Now the design process itself. Many of its aspects can better be treated by greater experts in the field than myself; let me confine myself to what I have found lacking in the literature. On the one hand you find authors writing about problem solving: they stress psychological conditioning in order to hit the unexpected solution and search strategies. Their descriptions of the inventive process seem honest, their guidelines seem relevant, but they confine themselves to small size problems. On the other hand I have met people trying to organize large scale design projects. They were mostly Americans and talked with the self-assurance that we tend to connect with competence. I am perfectly willing to admit that once or twice I have been taken in by their eloquence, but never for long and I have come to the conclusion that the organization expert, although potentially useful, will not provide the final answer. A few things have struck me very forcibly. Firstly they persist in thinking in exactly two dimensions —this must have something to do with the two-dimensional paper on which they draw their organization charts. Secondly, they are obsessed by reducing the elapse time; this gives them the opportunity to introduce their dear tools such as PERT diagrams, base-lines etc. but I am much more interested in the designs we don't know how to achieve even if we are not in such a great hurry. Thirdly, they have such preset notions about documentation standards and the holy rules of the game —such as design reviews— that the whole design efforts loses the ring of reality and degenerates into a complicated parlour game. But the fourth thing is probably the worst: apparently they do not know the essential difference between "vague" and "abstract" where it is the function of abstraction to create a level of discourse where one can then be absolutely precise!

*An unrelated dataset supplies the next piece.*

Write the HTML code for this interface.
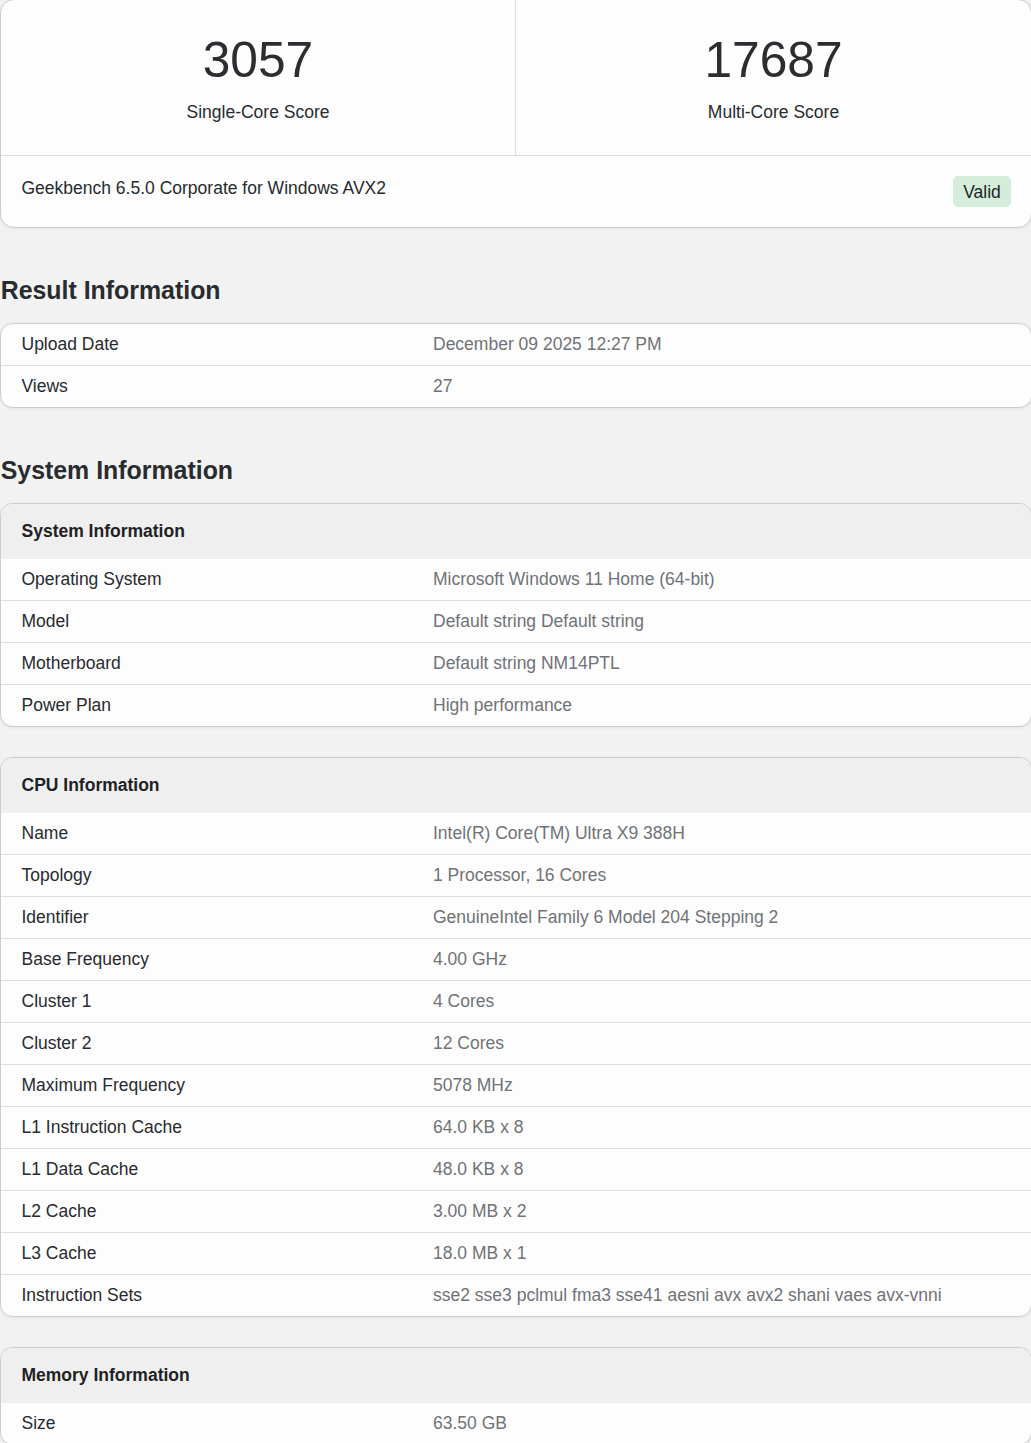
<!DOCTYPE html>
<html><head><meta charset="utf-8">
<style>
*{box-sizing:border-box}
html,body{margin:0;padding:0}
body{width:1031px;height:1443px;overflow:hidden;background:#f2f2f2;font-family:"Liberation Sans",sans-serif;font-size:17.5px;color:#282b2f;line-height:1.5}
.card{position:absolute;left:0;width:1032px;background:#fdfdfd;border:1px solid #cbcbcb;border-radius:12.5px;box-shadow:0 1px 4px rgba(0,0,0,.055);overflow:hidden}
h2{position:absolute;left:0.7px;margin:0;font-size:24.9px;font-weight:bold;line-height:30px;color:#292b2e}
.row{height:42px;border-top:1px solid #dedede;display:flex;align-items:center;font-size:17.5px}
.row:first-child{border-top:none;height:41px}
.row .k{width:432px;padding-left:20.5px;color:#282b2f}
.row .v{color:#6f7377}
.hd{height:55px;background:#efefef;font-weight:bold;color:#1f2225;padding-left:20.5px;display:flex;align-items:center;font-size:17.5px}
.hd + .row{border-top:none;height:41px}
#score{top:-1px;height:229px;border-radius:14px}
.sc{position:absolute;top:0;height:156px;width:515px;text-align:center}
.sc .n{position:absolute;left:0;right:0;top:30px;font-size:49.7px;line-height:60px;color:#2b2d31}
.sc .l{position:absolute;left:0;right:0;top:99px;font-size:17.5px;line-height:26px}
</style></head><body>
<div class="card" id="score">
 <div class="sc" style="left:0;border-right:1px solid #dedede"><div class="n">3057</div><div class="l">Single-Core Score</div></div>
 <div class="sc" style="left:515px"><div class="n">17687</div><div class="l">Multi-Core Score</div></div>
 <div style="position:absolute;left:0;right:0;top:155px;border-top:1px solid #dedede;height:72px">
  <div style="position:absolute;left:20.5px;top:19px;line-height:26px">Geekbench 6.5.0 Corporate for Windows AVX2</div>
  <div style="position:absolute;right:20px;top:20px;height:31px;width:58px;background:#d4edda;border-radius:5px;text-align:center;line-height:33px;color:#212529">Valid</div>
 </div>
</div>
<h2 style="top:275px">Result Information</h2>
<div class="card" style="top:323px">
 <div class="row"><div class="k">Upload Date</div><div class="v">December 09 2025 12:27 PM</div></div>
 <div class="row"><div class="k">Views</div><div class="v">27</div></div>
</div>
<h2 style="top:455px">System Information</h2>
<div class="card" style="top:503px">
 <div class="hd">System Information</div>
 <div class="row"><div class="k">Operating System</div><div class="v">Microsoft Windows 11 Home (64-bit)</div></div>
 <div class="row"><div class="k">Model</div><div class="v">Default string Default string</div></div>
 <div class="row"><div class="k">Motherboard</div><div class="v">Default string NM14PTL</div></div>
 <div class="row"><div class="k">Power Plan</div><div class="v">High performance</div></div>
</div>
<div class="card" style="top:757px">
 <div class="hd">CPU Information</div>
 <div class="row"><div class="k">Name</div><div class="v">Intel(R) Core(TM) Ultra X9 388H</div></div>
 <div class="row"><div class="k">Topology</div><div class="v">1 Processor, 16 Cores</div></div>
 <div class="row"><div class="k">Identifier</div><div class="v">GenuineIntel Family 6 Model 204 Stepping 2</div></div>
 <div class="row"><div class="k">Base Frequency</div><div class="v">4.00 GHz</div></div>
 <div class="row"><div class="k">Cluster 1</div><div class="v">4 Cores</div></div>
 <div class="row"><div class="k">Cluster 2</div><div class="v">12 Cores</div></div>
 <div class="row"><div class="k">Maximum Frequency</div><div class="v">5078 MHz</div></div>
 <div class="row"><div class="k">L1 Instruction Cache</div><div class="v">64.0 KB x 8</div></div>
 <div class="row"><div class="k">L1 Data Cache</div><div class="v">48.0 KB x 8</div></div>
 <div class="row"><div class="k">L2 Cache</div><div class="v">3.00 MB x 2</div></div>
 <div class="row"><div class="k">L3 Cache</div><div class="v">18.0 MB x 1</div></div>
 <div class="row"><div class="k">Instruction Sets</div><div class="v">sse2 sse3 pclmul fma3 sse41 aesni avx avx2 shani vaes avx-vnni</div></div>
</div>
<div class="card" style="top:1347px">
 <div class="hd">Memory Information</div>
 <div class="row"><div class="k">Size</div><div class="v">63.50 GB</div></div>
</div>
</body></html>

Let me now give you what I regard as my expectations. I leave it to you to decide whether you prefer to regard them as my hopes.
Our insight in the effectiveness of patterns of reasoning when applied to the task of understanding why mechanisms work correctly and adequately, has been growing considerably in the recent past and I expect it to grow still further.
Our insight in the design process will also increase. In particular I expect that more recognition will be given to the circumstance that designing something large and sophisticated takes a long time. As a result we must take the intermediate stages of the design into consideration and must be clear about their status in relation to each other and to the complete design. I expect a clearer insight in the abstractions involved in postponing a commitment.
From a better understanding of the relation between the final design and its intermediate stages I expect a body of knowledge that will enable us to judge the adequacy of descriptive tools such as programming languages.
In the course of the design process we are envisaging a final product: how well it behaves will ultimately only be known by the time the design is completed and the mechanism is actually used. By its very nature the design process makes heavy demands on our predictive powers. In connection with that I expect two things to happen. On the one hand our predictive techniques will be refined: at present, for instance, the outcome of simulation studies tends to be the source of heated arguments and it appears that we can simulate but lack the proper discipline that tells us what weight to attach to these simulations. Refinement of predictive techniques is one thing, the other thing I expect is that we shall learn how to reduce the need for them. In the design process it is not unusual that some sort of performance measure is dependent in a complicated and only partially known way on a design parameter whose value has to be chosen. There are two usual approaches to this problem and they seem to be equally disastrous. One of them is to give a group the duty to discover the best value of the parameter. As they don't know how to do this, any answer they produce will fail to be convincing and as a rule this approach leads to heated arguments and an overall paralysis of the design process. The other approach leaves the parameter free, so that the user can set it, suited to his own needs. Here the designer has shirked his responsibilities and leaves to the user that part of his task that he could not do himself: this second approach is disastrous because often the user is equally unable to fix the parameter in a sensible way. Both approaches being equally unattractive I expect the competent designer to become more alert when the problem of the parameter with unknown optimum value presents itself. The most efficient way to solve a problem is still to run away from it if you can, and one can try to restructure a design in such a way that the parameter in question loses its significance. In individual applications the performance might be less than optimal but this can be easily outweighed by greater adequacy over a wider range of applications and the easier justification of the remaining decisions. This is an example of the impact of the requirement of "designability" upon the final product.
This was a very rough sketch of a few of my expectations of an emerging methodology of design. I am not going to refine in this talk the picture any further for part of my expectation is that further refinement will require the next ten years. But by that time I expect a body of teachable knowledge that can be justly called "a methodology of design". Other authors are less modest in their expectation: Herbert A. Simon argues in his little booklet "The Sciences of the Artificial", which I can recommend warmly, that what he dares to call "a science of design" is already emerging. He may very well be right; personally I feel that I lack the wide experience needed to judge his prophecies.
I would like to end with a final remark in order not to raise false hopes. The remark is that a methodology is very fine but in isolation empty. We expect a true methodology of design to be relevant for a wide class of very different design activities. The counterpart of its generality is by necessity that it can only have a moderate influence on each specific design activity, i.e. we must expect each specific design activity to be heavily influenced by the peculiarities of the problem to be solved. And that is where knowledge about and deep understanding of the specific problem enters the picture. Yet a methodology, although absolutely insufficient in itself, may be of great value. It should give as the delimitation of our human abilities, it could very well result in a modest list of "don't" rules that we must obey and can only transgress at our own peril.